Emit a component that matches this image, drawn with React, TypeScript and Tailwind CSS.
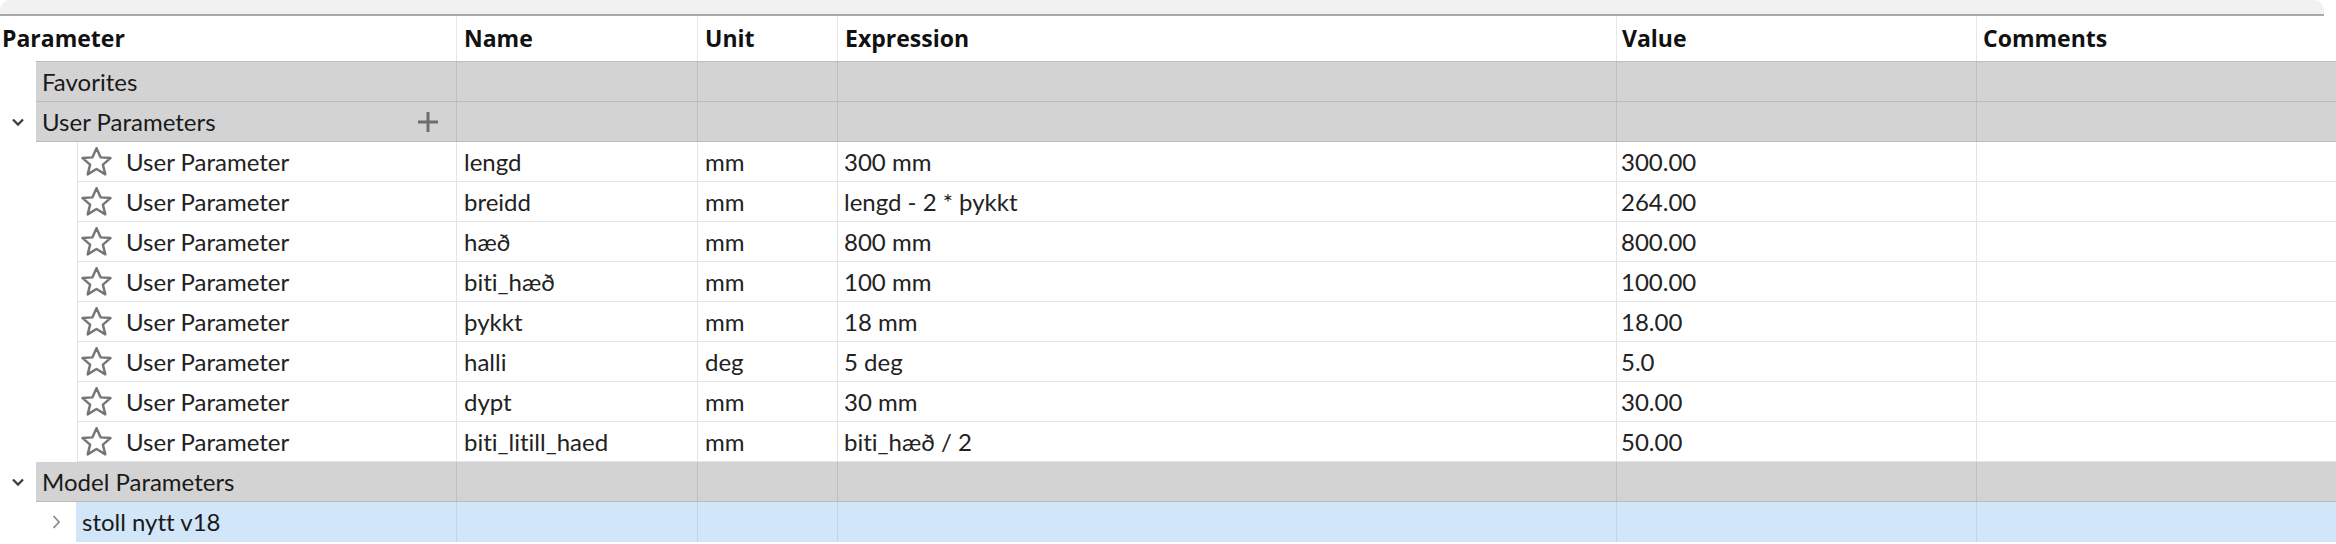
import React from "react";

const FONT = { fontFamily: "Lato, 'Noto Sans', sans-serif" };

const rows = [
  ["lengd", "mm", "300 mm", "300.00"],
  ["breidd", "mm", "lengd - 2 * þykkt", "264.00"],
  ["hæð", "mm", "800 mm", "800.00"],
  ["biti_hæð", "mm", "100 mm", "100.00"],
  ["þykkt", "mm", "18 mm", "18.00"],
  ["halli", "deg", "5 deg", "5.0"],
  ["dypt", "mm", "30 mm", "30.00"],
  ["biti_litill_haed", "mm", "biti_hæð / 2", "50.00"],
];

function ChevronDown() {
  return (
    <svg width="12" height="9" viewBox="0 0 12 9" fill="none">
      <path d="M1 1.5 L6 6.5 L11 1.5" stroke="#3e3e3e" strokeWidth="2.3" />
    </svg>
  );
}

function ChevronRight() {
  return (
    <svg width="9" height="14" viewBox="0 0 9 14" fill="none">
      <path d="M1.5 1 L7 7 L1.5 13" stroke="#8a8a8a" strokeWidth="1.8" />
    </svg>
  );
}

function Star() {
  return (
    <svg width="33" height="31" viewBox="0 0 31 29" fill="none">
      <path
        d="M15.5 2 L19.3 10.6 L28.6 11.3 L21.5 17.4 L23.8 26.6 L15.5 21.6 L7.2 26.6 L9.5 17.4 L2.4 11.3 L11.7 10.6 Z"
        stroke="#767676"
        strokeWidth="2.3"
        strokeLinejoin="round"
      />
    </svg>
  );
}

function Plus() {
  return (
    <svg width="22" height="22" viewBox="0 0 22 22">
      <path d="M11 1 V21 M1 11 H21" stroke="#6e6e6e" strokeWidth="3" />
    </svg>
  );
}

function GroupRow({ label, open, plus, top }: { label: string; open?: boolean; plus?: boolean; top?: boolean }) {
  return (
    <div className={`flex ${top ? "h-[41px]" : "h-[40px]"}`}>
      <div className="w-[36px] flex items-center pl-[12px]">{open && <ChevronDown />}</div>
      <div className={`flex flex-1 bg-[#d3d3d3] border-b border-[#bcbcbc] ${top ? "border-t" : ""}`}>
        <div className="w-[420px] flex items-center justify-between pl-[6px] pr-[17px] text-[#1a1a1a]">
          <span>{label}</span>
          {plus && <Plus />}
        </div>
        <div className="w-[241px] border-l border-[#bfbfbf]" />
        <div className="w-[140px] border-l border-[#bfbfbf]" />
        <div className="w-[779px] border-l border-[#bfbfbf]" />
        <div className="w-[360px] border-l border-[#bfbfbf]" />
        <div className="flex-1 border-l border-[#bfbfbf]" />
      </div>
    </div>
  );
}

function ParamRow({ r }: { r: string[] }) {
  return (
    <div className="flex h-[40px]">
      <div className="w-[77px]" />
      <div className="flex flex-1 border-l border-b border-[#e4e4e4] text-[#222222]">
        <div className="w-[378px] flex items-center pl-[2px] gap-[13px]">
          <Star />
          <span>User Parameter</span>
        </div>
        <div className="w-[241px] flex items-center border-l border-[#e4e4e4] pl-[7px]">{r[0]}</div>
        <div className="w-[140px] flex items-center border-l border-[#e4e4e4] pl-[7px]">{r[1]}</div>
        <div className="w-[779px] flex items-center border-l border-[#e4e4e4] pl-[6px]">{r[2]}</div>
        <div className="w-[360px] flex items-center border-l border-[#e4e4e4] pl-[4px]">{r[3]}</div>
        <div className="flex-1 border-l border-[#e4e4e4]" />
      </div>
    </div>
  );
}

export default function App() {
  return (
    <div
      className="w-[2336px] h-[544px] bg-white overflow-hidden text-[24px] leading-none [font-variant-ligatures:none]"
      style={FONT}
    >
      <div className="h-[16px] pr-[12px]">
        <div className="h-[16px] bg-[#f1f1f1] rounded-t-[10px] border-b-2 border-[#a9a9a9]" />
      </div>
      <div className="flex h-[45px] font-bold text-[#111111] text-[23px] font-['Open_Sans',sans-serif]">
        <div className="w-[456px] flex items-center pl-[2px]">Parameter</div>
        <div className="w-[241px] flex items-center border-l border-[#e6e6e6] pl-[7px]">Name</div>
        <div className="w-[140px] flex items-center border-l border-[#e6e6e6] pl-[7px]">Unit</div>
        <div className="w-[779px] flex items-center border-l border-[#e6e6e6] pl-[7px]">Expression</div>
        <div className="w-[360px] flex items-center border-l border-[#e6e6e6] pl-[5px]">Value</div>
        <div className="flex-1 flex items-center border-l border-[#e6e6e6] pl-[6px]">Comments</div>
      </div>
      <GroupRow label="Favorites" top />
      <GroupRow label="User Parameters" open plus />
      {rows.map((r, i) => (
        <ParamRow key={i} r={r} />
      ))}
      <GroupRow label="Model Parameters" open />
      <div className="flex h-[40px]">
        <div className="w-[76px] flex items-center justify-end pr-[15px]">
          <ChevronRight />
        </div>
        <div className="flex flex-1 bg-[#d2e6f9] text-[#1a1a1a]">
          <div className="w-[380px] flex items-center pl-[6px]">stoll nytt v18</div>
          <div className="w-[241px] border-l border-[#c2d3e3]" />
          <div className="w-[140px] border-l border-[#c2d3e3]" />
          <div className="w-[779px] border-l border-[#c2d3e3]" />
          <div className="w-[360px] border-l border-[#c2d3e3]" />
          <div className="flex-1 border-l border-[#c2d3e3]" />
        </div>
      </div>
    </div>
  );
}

» EXERCISE BRIEF:
Pick out the lines above that hold the string "React" and show them.

» SOLUTION TO THIS EXERCISE:
Emit a component that matches this image, drawn with React, TypeScript and Tailwind CSS.
import React from "react";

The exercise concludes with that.